Scuba Diving In The Red Sea Near Elath. One of the Many Wonderful Side Trips We Took While Working In Israel For Three Months
Sometimes your hosts will arrange with a local realtor to come to your hotel on the first or second day in town, drive you around, and show you what is available. If this service has not been proffered, then simply make those arrangements yourself. Send email to your host asking them to contact a local real estate agent, one fluent in English, to arrange showings on your behalf. Then send email to the agent with rental dates, desired price range, and type of unit needed–which is exactly what we did. On our second day we found a lovely, and reasonably priced, two-bedroom apartment not far from campus for exactly the dates we needed–not a coincidence since the owners were Israeli faculty making the reverse commute—traveling to the U.S. for a three-month summer working vacation.

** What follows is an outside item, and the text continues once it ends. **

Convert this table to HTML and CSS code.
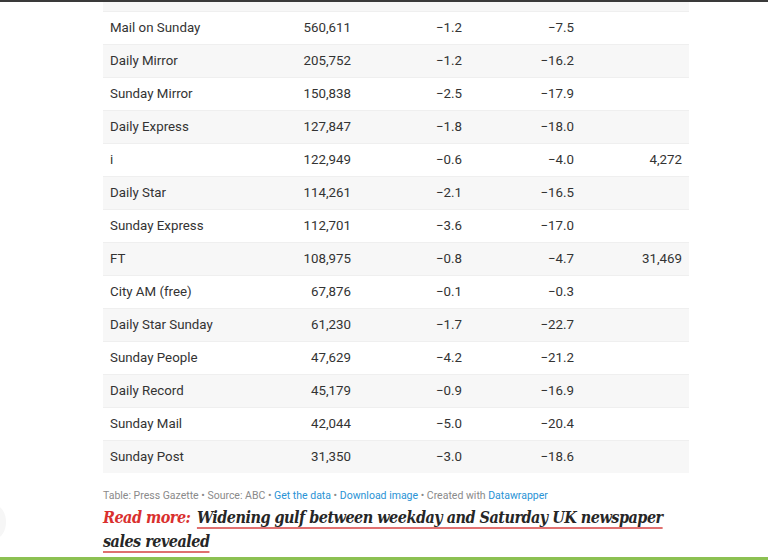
FILE: index.html
```html
<!DOCTYPE html>
<html lang="en">
<head>
<meta charset="utf-8">
<title>Newspaper circulation</title>
<link rel="stylesheet" href="styles.css">
</head>
<body>
<div class="topbar"></div>
<div class="edge-shade"></div>
<main class="content">
  <table class="dw-table">
    <colgroup>
      <col class="c1"><col class="c2"><col class="c3"><col class="c4"><col class="c5">
    </colgroup>
    <tbody>
      <tr class="stripe partial"><td></td><td></td><td></td><td></td><td></td></tr>
      <tr><td>Mail on Sunday</td><td class="num">560,611</td><td class="num">−1.2</td><td class="num">−7.5</td><td class="num"></td></tr>
      <tr class="stripe"><td>Daily Mirror</td><td class="num">205,752</td><td class="num">−1.2</td><td class="num">−16.2</td><td class="num"></td></tr>
      <tr><td>Sunday Mirror</td><td class="num">150,838</td><td class="num">−2.5</td><td class="num">−17.9</td><td class="num"></td></tr>
      <tr class="stripe"><td>Daily Express</td><td class="num">127,847</td><td class="num">−1.8</td><td class="num">−18.0</td><td class="num"></td></tr>
      <tr><td>i</td><td class="num">122,949</td><td class="num">−0.6</td><td class="num">−4.0</td><td class="num">4,272</td></tr>
      <tr class="stripe"><td>Daily Star</td><td class="num">114,261</td><td class="num">−2.1</td><td class="num">−16.5</td><td class="num"></td></tr>
      <tr><td>Sunday Express</td><td class="num">112,701</td><td class="num">−3.6</td><td class="num">−17.0</td><td class="num"></td></tr>
      <tr class="stripe"><td>FT</td><td class="num">108,975</td><td class="num">−0.8</td><td class="num">−4.7</td><td class="num">31,469</td></tr>
      <tr><td>City AM (free)</td><td class="num">67,876</td><td class="num">−0.1</td><td class="num">−0.3</td><td class="num"></td></tr>
      <tr class="stripe"><td>Daily Star Sunday</td><td class="num">61,230</td><td class="num">−1.7</td><td class="num">−22.7</td><td class="num"></td></tr>
      <tr><td>Sunday People</td><td class="num">47,629</td><td class="num">−4.2</td><td class="num">−21.2</td><td class="num"></td></tr>
      <tr class="stripe"><td>Daily Record</td><td class="num">45,179</td><td class="num">−0.9</td><td class="num">−16.9</td><td class="num"></td></tr>
      <tr><td>Sunday Mail</td><td class="num">42,044</td><td class="num">−5.0</td><td class="num">−20.4</td><td class="num"></td></tr>
      <tr class="stripe last"><td>Sunday Post</td><td class="num">31,350</td><td class="num">−3.0</td><td class="num">−18.6</td><td class="num"></td></tr>
    </tbody>
  </table>
  <p class="dw-footer">Table: Press Gazette • Source: ABC • <a href="#">Get the data</a> • <a href="#">Download image</a> • Created with <a href="#">Datawrapper</a></p>
  <p class="read-more"><span class="rm-label">Read more:</span> <a href="#" class="rm-link">Widening gulf between weekday and Saturday UK newspaper sales revealed</a></p>
</main>
<div class="bottombar"></div>
</body>
</html>
```
FILE: styles.css
```css
html, body {
  margin: 0;
  padding: 0;
  background: #ffffff;
}
body {
  width: 768px;
  height: 560px;
  overflow: hidden;
  position: relative;
  font-family: Roboto, "Liberation Sans", sans-serif;
  color: #333333;
}
.topbar {
  height: 2px;
  background: #3a3a3a;
}
.edge-shade {
  position: absolute;
  left: -14px;
  top: 506px;
  width: 20px;
  height: 32px;
  border-radius: 50%;
  background: #f6f6f6;
}
.content {
  margin-left: 103px;
  width: 586px;
  height: 555px;
}
.dw-table {
  width: 586px;
  border-collapse: collapse;
  table-layout: fixed;
  font-size: 13.3px;
  color: #333333;
}
.c1 { width: 150px; }
.c2 { width: 105px; }
.c3 { width: 111px; }
.c4 { width: 112px; }
.c5 { width: 108px; }
.dw-table td {
  height: 33px;
  padding: 0 7px;
  border-bottom: 1px solid #efefef;
  vertical-align: middle;
  white-space: nowrap;
  box-sizing: border-box;
}
.dw-table tr.partial td {
  height: 9px;
}
.dw-table tr.last td {
  border-bottom: none;
}
.dw-table tr.stripe td {
  background: #f7f7f7;
}
.dw-table td.num {
  text-align: right;
}
.dw-footer {
  margin: 16px 0 0;
  font-size: 10.5px;
  line-height: 14px;
  color: #8a8a8a;
}
.dw-footer a {
  color: #2a93d5;
  text-decoration: none;
}
.read-more {
  margin: 3px 0 0;
  font-family: "DejaVu Serif Condensed", "DejaVu Serif", serif;
  font-stretch: condensed;
  font-style: italic;
  font-weight: bold;
  font-size: 16px;
  letter-spacing: -0.5px;
  word-spacing: 0;
  line-height: 24px;
}
.rm-label {
  color: #d9302e;
  margin-right: 2px;
}
.rm-link {
  color: #262626;
  text-decoration: underline;
  text-decoration-color: #e07070;
  text-decoration-thickness: 2px;
  text-underline-offset: 4px;
}
.bottombar {
  position: absolute;
  left: 0;
  right: 0;
  bottom: 0;
  height: 3px;
  background: #8cc152;
}
```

This phenomena–believing something will be difficult, time-consuming, and stressful only to discover that it was actually quite simple, has repeated itself over and over during our travels. Those nagging doubts about being able to “pull off” this kind of working vacation usually turn out to be totally unfounded. Just as it was easy for our family to find a lovely place to live, those deep-seated fears about your house, paying bills, finding accommodations, leasing a car, or finding a school for your children often turn out to be far less onerous than imagined.
A little bit of helpful advice (such as this blog) and a good deal of common sense will usually turn what appears to be a daunting task into a simple errand. Just as my unpleasant dreams about homeless shelters turned out to be foolish and baseless, don’t let your own specious nightmares stop you from enjoying that trip of a lifetime.